Backpack hunting--venturing into the real backcountry for a week at a time carrying your home on your back--has never been mainstream.
There's a reason for this. Several reasons, in fact, and all valid. One, it's a lot of work, not only when you're doing it but for a year or so beforehand, getting yourself in shape. Two, it places a real burden of self-reliance on both hunter and guide. Also, it demands skills that relatively few hunters possess these days.
Probably the ultimate backpack hunt is for sheep in the mountains of Alaska, the Yukon and down the Rockies. In his book Sheep and Sheep Hunting, Jack O'Connor said of backpack hunting that "It's for the young and the tough" and dismissed it in a backhanded kind of way as the preserve of those who could not afford a proper sheep hunt on horseback.
O'Connor wrote those words almost thiry-five years ago, and much has changed. Today, a horseback expedition to hunt Stone sheep in British Columbia or Dalls in the Yukon will cost $30,000 to 40,000. Anyone of modest means has to find an alternative, and not just for sheep. For some, going in by ATV is the answer, but anti-ATV sentiment is growing; many prime areas are closed to anything except foot and horseback, and there are good hunting areas even an ATV can't get to.

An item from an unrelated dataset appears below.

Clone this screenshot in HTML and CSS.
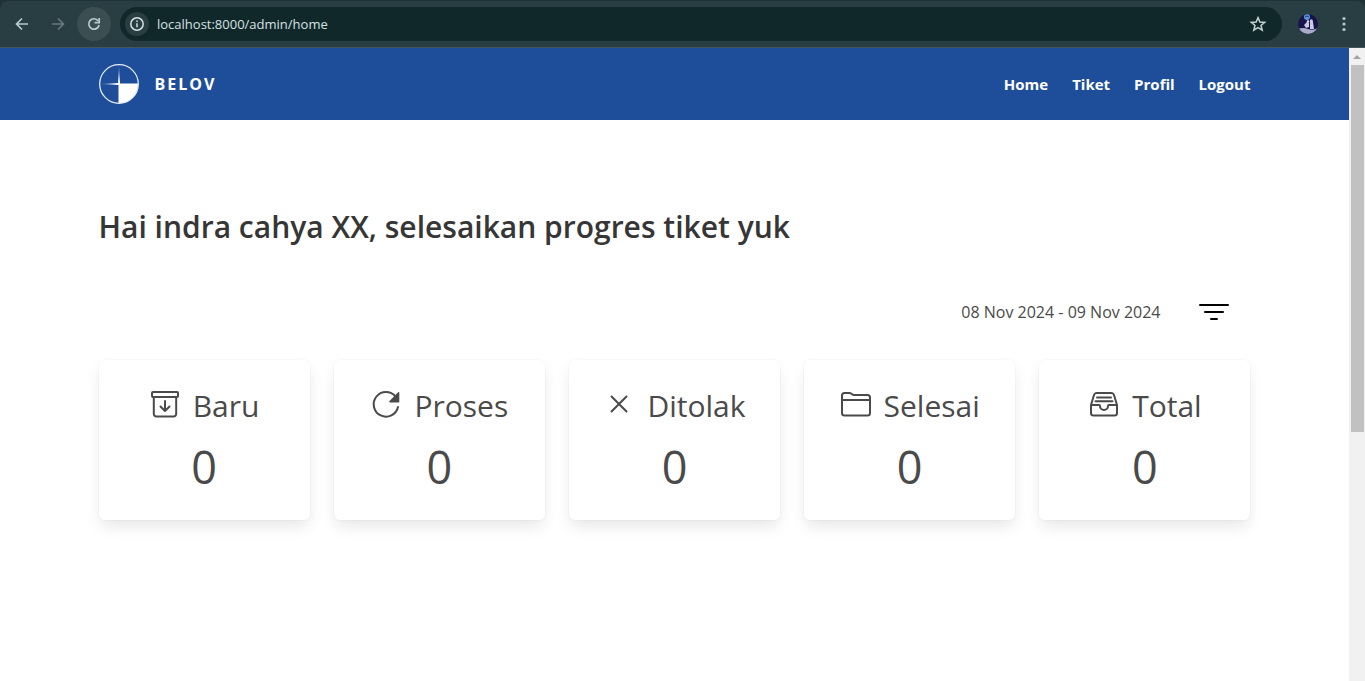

Backpacking is still for the physically tough, but you don't need to be young. Anyone wanting to see some large stretches of lovely country but cannot afford to hire a pack string may have no choice but to buy a backpack and learn how it's done.
There are two separate aspects to backpack hunting--the equipment and the physical conditioning. Of the equipment, the two most vital are the right pack and proper boots. Lack of either one can be disastrous.
For a week to ten days in the wilderness, you will need to depart with about a sixty-pound pack. Of that sixty pounds, at least half will be food. Most people embarking on their first serious pack trip are amazed at how little equipment goes along compared to hunting from a truck or out of a camp. After you have been out three or four days, eating like a wolf and losing weight at the same time, you will wish you carried more food and less of everything else.
For a big-game hunter, the only pack to consider is a top-notch external frame. Internal-frame packs are great until the moment comes when you have to lash a sheep head to it or a set of elk antlers and start descending a mountain. In this situation, it is critical that the load not shift unexpectedly, and the only way to ensure that is to lash it to a sturdy frame. Generally, external-frame packs are not as comfortable, but you'll get used to it.
Remember, your pack is used to carry in your food and gear, but once you have an animal down, it is also the vehicle that will be used to carry out your meat, hide and trophy.